SDG 3: Good Health and Well-being

Community lifelines

SDG 3: Good Health and Well-being

Ensure healthy lives and promote well-being for all at all ages
Did you know?

Around 99% of Brazil’s urgent medical shipments (including organs and blood) are sent by air, free-of-charge, through a project supported by 15 Brazilian airlines.

Relevance to aviation

A key focus in this SDG for most modes of transport is around safety. Aviation has a strong track record, developing a robust safety culture that has extended throughout the industry. Whilst we can never relax in this area, it is something that the whole aviation community can be proud to support.
In addition, by building on its speed advantage, aviation promotes access to vital medical care through the use of air ambulances in remote communities and transporting time-sensitive medical supplies, such as vaccines. Aviation also plays a major role in disaster relief.

Examples of action
  • The Norwegian government operates an air ambulance programme, which provides vital access to healthcare for those in remote areas of the country.
  • Airlines are often used to transport organs for transplants. In Brazil, an alliance of airlines and medical organisations coordinates this programme.
  • Cargo airlines are used to transport time-sensitive vaccines, which must be stored in specific conditions.

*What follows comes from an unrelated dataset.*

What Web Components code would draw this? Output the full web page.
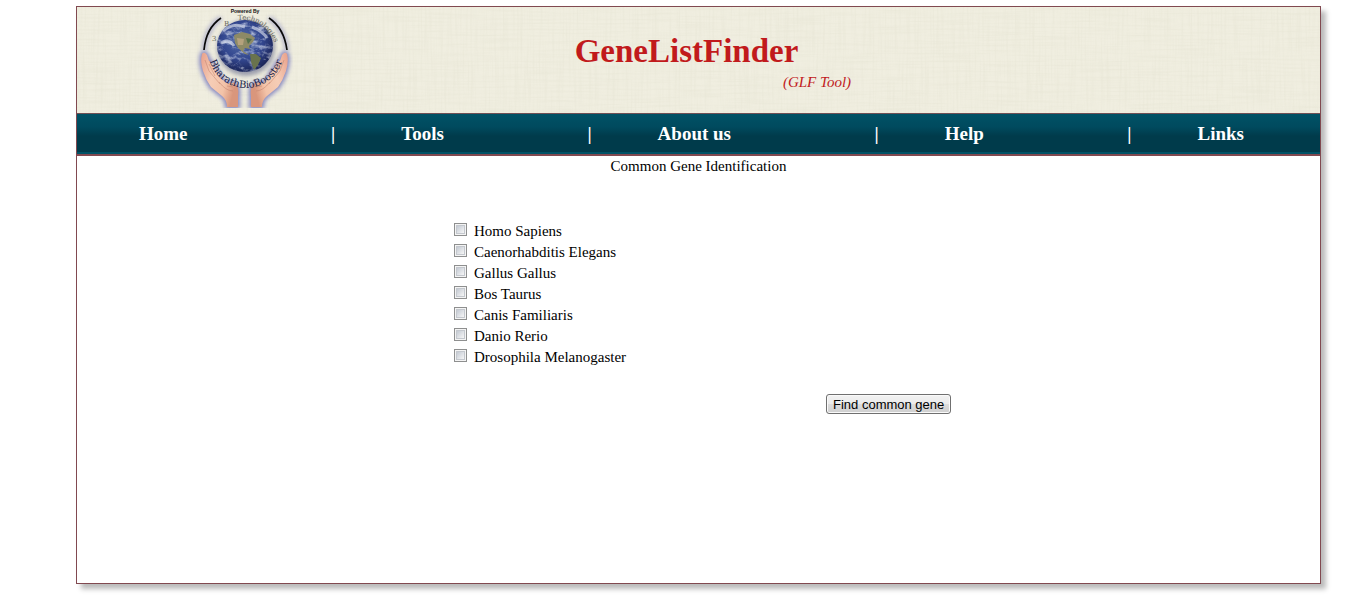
<!DOCTYPE html>
<html lang="en">
<head>
<meta charset="utf-8">
<title>GeneListFinder</title>
<style>
body { margin: 0; display: flow-root; min-height: 100vh; background: #fff; color: #000; font: 15px/21px "Liberation Serif", "Times New Roman", serif; }
</style>
</head>
<body>
<glf-frame>
  <glf-header slot="header"></glf-header>
  <glf-nav slot="nav"></glf-nav>
  <glf-form>
    <span slot="title">Common Gene Identification</span>
    <glf-option>Homo Sapiens</glf-option>
    <glf-option>Caenorhabditis Elegans</glf-option>
    <glf-option>Gallus Gallus</glf-option>
    <glf-option>Bos Taurus</glf-option>
    <glf-option>Canis Familiaris</glf-option>
    <glf-option>Danio Rerio</glf-option>
    <glf-option>Drosophila Melanogaster</glf-option>
  </glf-form>
</glf-frame>

<script>
function define(name, html) {
  customElements.define(name, class extends HTMLElement {
    constructor() {
      super();
      this.attachShadow({ mode: 'open' }).innerHTML = html;
    }
  });
}

define('glf-frame', `
<style>
:host { display: block; box-sizing: border-box; margin: 6px 44px 0 76px; min-height: calc(100vh - 35px);
  border: 1px solid #814950; background: #fff; box-shadow: 5px 5px 5px #bbb; }
</style>
<slot name="header"></slot><slot name="nav"></slot><main><slot></slot></main>`);

define('glf-logo', `
<style>:host { display: block; width: 98px; height: 101px; } svg { display: block; }</style>
<svg width="98" height="101" viewBox="195 7 98 101" role="img" aria-label="Bharath BioBooster">
  <defs>
    <radialGradient id="sea" cx=".45" cy=".4" r=".6">
      <stop offset="0" stop-color="#536da8"/><stop offset=".6" stop-color="#33478f"/><stop offset="1" stop-color="#1b2558"/>
    </radialGradient>
    <linearGradient id="skin" x1="0" x2="1" y1="0" y2=".4">
      <stop offset="0" stop-color="#e8a08a"/><stop offset=".4" stop-color="#f6cdb6"/><stop offset=".75" stop-color="#f3c3a8"/><stop offset="1" stop-color="#d9967c"/>
    </linearGradient>
    <filter id="glow" x="-30%" y="-30%" width="160%" height="160%"><feGaussianBlur stdDeviation="2"/></filter>
    <filter id="soft"><feGaussianBlur stdDeviation=".5"/></filter>
    <filter id="clouds" x="0" y="0" width="1" height="1">
      <feTurbulence type="fractalNoise" baseFrequency=".12 .2" numOctaves="4" seed="21"/>
      <feColorMatrix values="0 0 0 0 .8  0 0 0 0 .84  0 0 0 0 .93  3 0 0 0 -1.4"/>
    </filter>
    <clipPath id="disc"><ellipse cx="245" cy="46" rx="28" ry="26"/></clipPath>
    <path id="hand" d="M202 54Q204 51 207 55L209 61Q213 62 214 67L218 72Q220 78 224 81Q226 84 229 83Q234 81 237 86Q239 90 238 96V107H227Q227 100 222 96L211 87Q206 80 203 71Q200 61 202 54Z"/>
    <path id="low" d="M208 50A38 38 0 0 0 284 50"/>
    <path id="top" d="M238 20Q266 17 278 51"/>
  </defs>
  <g fill="#6064b6" stroke="#6064b6" stroke-width="4" opacity=".75" filter="url(#glow)">
    <use href="#hand"/><use href="#hand" transform="translate(489 0) scale(-1 1)"/>
  </g>
  <ellipse cx="246" cy="48" rx="29" ry="28" fill="#777b98" opacity=".7" filter="url(#glow)"/>
  <path d="M204 50Q206 28 221 18M269 18Q284 28 287 50" fill="none" stroke="#8a8cc0" stroke-width="5" opacity=".6" filter="url(#glow)"/>
  <path d="M204 50Q206 28 221 18M269 18Q284 28 287 50" fill="none" stroke="#090909" stroke-width="1.7"/>
  <ellipse cx="245" cy="46" rx="28" ry="26" fill="url(#sea)"/>
  <g clip-path="url(#disc)">
    <rect x="217" y="20" width="56" height="52" filter="url(#clouds)" opacity=".65"/>
    <g filter="url(#soft)">
      <path fill="#8d8a66" d="M234 35L242 32L250 34L255 38L253 42L249 46L250 49L245 48L243 51L249 55L245 54L238 48L235 43Z"/>
      <path fill="#69734d" d="M250 54L256 54L261 58L258 65L254 70L251 62Z"/>
      <path fill="#b5a27d" d="M237 38L244 39L243 45L238 45Z"/>
      <path fill="#527049" d="M246 38L252 39L248 44Z"/>
    </g>
    <path d="M223 31Q233 22 245 27M252 27Q262 31 267 38M221 43Q229 38 234 46" fill="none" stroke="#e4e9f4" stroke-width="3" opacity=".6" filter="url(#soft)"/>
  </g>
  <use href="#hand" fill="url(#skin)"/><use href="#hand" fill="url(#skin)" transform="translate(489 0) scale(-1 1)"/>
  <g fill="none" stroke="#c07e6a" stroke-width=".7" opacity=".7">
    <path id="lines" d="M205 60L209 71L220 84M209 64L215 76M219 82Q226 91 233 91M227 86L233 87"/>
    <use href="#lines" transform="translate(489 0) scale(-1 1)"/>
  </g>
  <text x="245" y="13" text-anchor="middle" font-family="Liberation Sans, sans-serif" font-weight="bold" font-size="5" fill="#111">Powered By</text>
  <g font-family="DejaVu Serif, serif" font-size="7" fill="#68685a">
    <text x="212" y="41">3</text><text x="224" y="26">B</text>
    <text><textPath href="#top">Technologies</textPath></text>
  </g>
  <text font-family="DejaVu Serif, serif" font-size="10" fill="#202449"><textPath href="#low" startOffset="50%" text-anchor="middle">BharathBioBooster</textPath></text>
</svg>`);

define('glf-header', `
<style>
:host { display: flex; position: relative; height: 106px; background: #f0eee0; color: #c11a1c; }
.linen { position: absolute; inset: 0; width: 100%; height: 100%; opacity: .45; }
glf-logo { position: relative; margin-left: 118px; }
.brand { position: relative; flex: 1; margin-right: 240px; padding-top: 24px; text-align: center; }
h1 { margin: 0; font-size: 33px; line-height: 41px; }
p { margin: 0; padding-left: 261px; font-style: italic; white-space: nowrap; }
</style>
<svg class="linen" aria-hidden="true">
  <filter id="warp" x="0" y="0" width="100%" height="100%">
    <feTurbulence type="fractalNoise" baseFrequency=".5 .02" numOctaves="2" seed="3"/>
    <feColorMatrix values="0 0 0 0 .72  0 0 0 0 .71  0 0 0 0 .58  1.2 0 0 0 -.5"/>
  </filter>
  <filter id="weft" x="0" y="0" width="100%" height="100%">
    <feTurbulence type="fractalNoise" baseFrequency=".02 .5" numOctaves="2" seed="5"/>
    <feColorMatrix values="0 0 0 0 .72  0 0 0 0 .71  0 0 0 0 .58  1.2 0 0 0 -.5"/>
  </filter>
  <rect width="100%" height="100%" filter="url(#warp)"/><rect width="100%" height="100%" filter="url(#weft)"/>
</svg>
<glf-logo></glf-logo>
<div class="brand"><h1>GeneListFinder</h1><p>(GLF Tool)</p></div>`);

define('glf-nav', `
<style>
:host { display: block; border-top: 1px solid #6f5055; border-bottom: 2px solid #814950; }
nav { display: flex; align-items: center; height: 40px; padding: 0 76px 2px 62px; box-sizing: border-box;
  background: linear-gradient(#005266 0, #004a5e 13px, #003b4b 22px, #003b4b 38px, #005266 38px);
  color: #fff; font-size: 19px; font-weight: bold; }
a { color: inherit; text-decoration: none; }
span { flex: 1; padding-right: 66px; text-align: right; }
</style>
<nav><a href="#home">Home</a><span>|</span><a href="#tools">Tools</a><span>|</span><a href="#about">About us</a><span>|</span><a href="#help">Help</a><span>|</span><a href="#links">Links</a></nav>`);

define('glf-option', `
<style>
:host { display: block; }
label { display: flex; align-items: center; gap: 7px; }
input { appearance: none; box-sizing: border-box; width: 13px; height: 13px; margin: 0 0 4px; border: 1px solid #8e8f8f;
  background: linear-gradient(135deg, #c4cad3, #f6f6f6) content-box, #f4f4f4; padding: 2px; box-shadow: inset 0 0 0 1px #f4f4f4, inset 0 0 0 2px #c4c8ce; }
input:checked { background: #4a5f97 content-box; }
</style>
<label><input type="checkbox"><span><slot></slot></span></label>`);

define('glf-form', `
<style>
:host { display: block; }
h2 { margin: 0; font-size: 15px; font-weight: normal; text-align: center; }
.options { padding: 44px 0 0 377px; }
.action { padding: 26px 0 0 749px; }
button { display: block; box-sizing: border-box; height: 20px; padding: 1px 6px 0; border: 1px solid #707070; border-radius: 3px;
  background: linear-gradient(#f2f2f2 0, #ebebeb 50%, #dddddd 50%, #cfcfcf); box-shadow: inset 0 0 0 1px #fafafa;
  color: #000; font: 13px/17px "Liberation Sans", Arial, sans-serif; white-space: nowrap; }
</style>
<form><h2><slot name="title"></slot></h2><div class="options"><slot></slot></div><div class="action"><button type="button">Find common gene</button></div></form>`);
</script>
</body>
</html>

In 2012, UPS transported 375,000 vaccines to Laos.
  • The GMR Group, which operates Indira Gandhi International Airport, conducts a number of health-based initiatives in India through the GMR Foundation, such as its HIV/AIDS awareness campaign.
  • Phoenix Air developed an aircraft quarantine system to transport aid workers infected by Ebola from Western Africa to the United States for treatment.